Write out each line from the data below that includes the word "index".

> **Data**
--- --- ---

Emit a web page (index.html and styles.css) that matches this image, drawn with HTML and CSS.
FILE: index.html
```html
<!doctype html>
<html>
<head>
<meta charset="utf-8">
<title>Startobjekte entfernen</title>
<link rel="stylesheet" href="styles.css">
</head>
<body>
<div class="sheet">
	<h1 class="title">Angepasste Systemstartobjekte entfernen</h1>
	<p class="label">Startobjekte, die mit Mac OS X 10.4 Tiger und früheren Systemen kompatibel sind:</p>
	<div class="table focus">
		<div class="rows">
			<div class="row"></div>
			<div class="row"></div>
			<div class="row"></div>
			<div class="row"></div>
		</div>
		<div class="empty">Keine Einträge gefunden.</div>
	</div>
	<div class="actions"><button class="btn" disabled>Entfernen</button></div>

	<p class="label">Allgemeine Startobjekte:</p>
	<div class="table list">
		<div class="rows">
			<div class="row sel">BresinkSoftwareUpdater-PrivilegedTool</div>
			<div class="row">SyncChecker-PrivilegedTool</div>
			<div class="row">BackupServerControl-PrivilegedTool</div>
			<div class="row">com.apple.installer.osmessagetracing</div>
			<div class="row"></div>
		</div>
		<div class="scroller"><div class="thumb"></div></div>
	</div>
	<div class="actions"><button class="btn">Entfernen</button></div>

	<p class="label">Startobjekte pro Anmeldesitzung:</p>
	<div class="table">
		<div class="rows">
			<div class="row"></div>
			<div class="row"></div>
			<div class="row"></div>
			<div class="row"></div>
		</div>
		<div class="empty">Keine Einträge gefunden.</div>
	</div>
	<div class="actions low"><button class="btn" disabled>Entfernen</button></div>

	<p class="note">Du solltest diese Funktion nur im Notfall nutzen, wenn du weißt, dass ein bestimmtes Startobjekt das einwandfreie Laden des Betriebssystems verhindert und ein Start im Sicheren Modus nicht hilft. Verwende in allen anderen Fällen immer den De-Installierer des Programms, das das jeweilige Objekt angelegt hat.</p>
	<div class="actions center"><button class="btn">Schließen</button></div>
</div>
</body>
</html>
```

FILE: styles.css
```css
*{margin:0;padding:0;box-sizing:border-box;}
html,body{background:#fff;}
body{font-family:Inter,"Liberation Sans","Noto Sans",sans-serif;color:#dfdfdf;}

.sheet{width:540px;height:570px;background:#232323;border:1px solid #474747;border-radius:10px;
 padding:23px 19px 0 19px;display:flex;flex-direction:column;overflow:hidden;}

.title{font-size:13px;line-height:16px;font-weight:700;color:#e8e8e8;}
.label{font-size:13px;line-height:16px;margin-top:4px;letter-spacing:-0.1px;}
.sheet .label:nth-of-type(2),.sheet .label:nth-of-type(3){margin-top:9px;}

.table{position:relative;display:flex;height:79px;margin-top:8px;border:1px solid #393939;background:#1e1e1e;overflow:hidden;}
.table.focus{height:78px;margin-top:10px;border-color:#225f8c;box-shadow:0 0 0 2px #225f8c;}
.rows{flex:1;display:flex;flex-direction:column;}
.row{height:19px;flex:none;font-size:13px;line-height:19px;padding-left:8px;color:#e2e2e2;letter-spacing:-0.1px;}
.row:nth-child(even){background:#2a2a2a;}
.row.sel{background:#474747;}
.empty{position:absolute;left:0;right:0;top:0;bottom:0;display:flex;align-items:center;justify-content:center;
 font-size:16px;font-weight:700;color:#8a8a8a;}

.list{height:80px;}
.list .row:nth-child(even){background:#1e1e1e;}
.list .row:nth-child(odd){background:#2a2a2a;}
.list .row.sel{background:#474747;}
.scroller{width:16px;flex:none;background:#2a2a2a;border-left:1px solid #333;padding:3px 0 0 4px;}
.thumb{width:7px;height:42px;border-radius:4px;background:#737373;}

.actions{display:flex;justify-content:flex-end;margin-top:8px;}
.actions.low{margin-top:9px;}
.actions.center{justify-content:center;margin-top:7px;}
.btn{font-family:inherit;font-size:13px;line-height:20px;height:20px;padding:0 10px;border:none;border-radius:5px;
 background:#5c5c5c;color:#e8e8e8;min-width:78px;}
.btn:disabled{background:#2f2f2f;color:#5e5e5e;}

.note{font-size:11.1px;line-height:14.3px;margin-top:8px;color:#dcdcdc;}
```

--- --- ---

> **Complete response**
Emit a web page (index.html and styles.css) that matches this image, drawn with HTML and CSS.
FILE: index.html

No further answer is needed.